Pre-Shot Routine Checklist
A good pre-shot routine will help make your swing more repeatable and your game much more consistent. Most people have a pre-shot routine regardless of whether they are conscious of it or not.
A good pre-shot routine should be positive in nature – it should reinforce what you want to happen rather than what you want to avoid. If, as part of your pre-shot routine, you focus on hazards and where you don’t want the ball to go, it actually increases the chances of that poor shot happening. See this Thinking In Positives video for more details.
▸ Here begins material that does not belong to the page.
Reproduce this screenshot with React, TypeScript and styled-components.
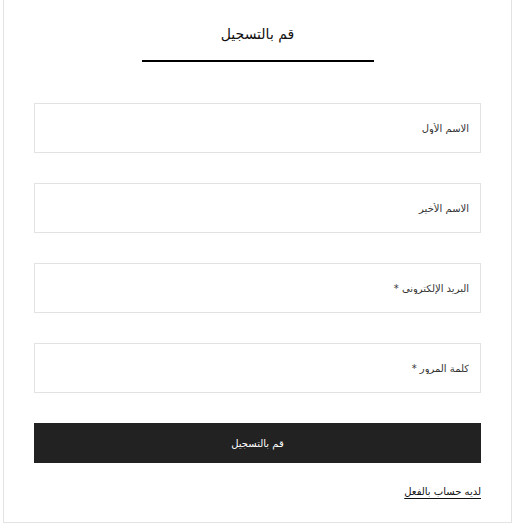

Pre Shot Routine Video Summary
Here’s an outline of my own pre-shot routine. It begins after I’ve assessed my surroundings and picked my target (something can learn more about here):
- Stand behind your ball and find your ball-to-target line. Some golfers like to hold their club up horizontally so that it runs through the ball and straight to the target – as a visual reinforcement of the ball-to-target line.
- It can also help to pick out a patch of ground, or a leaf a few feet in front of the ball that sits on your ball-to-target line.
- Now, come into the side of the ball to make 2 practice swings. Even though these are practice swings, your stance and the alignment of your feet, hips and shoulders should running square to your ball-to-target line.
- During the first practice swing, you can think about 1 or 2 technicalities in your swing. If you’re working on something specific, you can quickly remind yourself during this first rehearsal swing.
- Take a second practice swing, but drop any technical thoughts from your mind. Just a feel for a nice smooth rhythm and tempo.
- Now go ahead and make your shot. As you set up to the golf ball, cross-check the alignment of your stance with your ball-to-target line and the patch of ground a few feet in front of the ball. During this swing, you must keep technical swing thoughts out of your mind. See this lesson for how you do that.
- Should your pre- shot routine get interrupted (you get distracted by something in your environment or a negative thought), step away and start again at the very beginning – i.e. stand behind your ball and get your ball-to-target line etc.
Side note I see a lot of golfers make a few ‘waggles’ with the club just before they hit their shot. This helps release tension but most waggles tend to be very wristy. This then trains the brain to make a wristy takeaway or backswing instead of a nice one-piece takeaway. See the video above for a better class of waggle!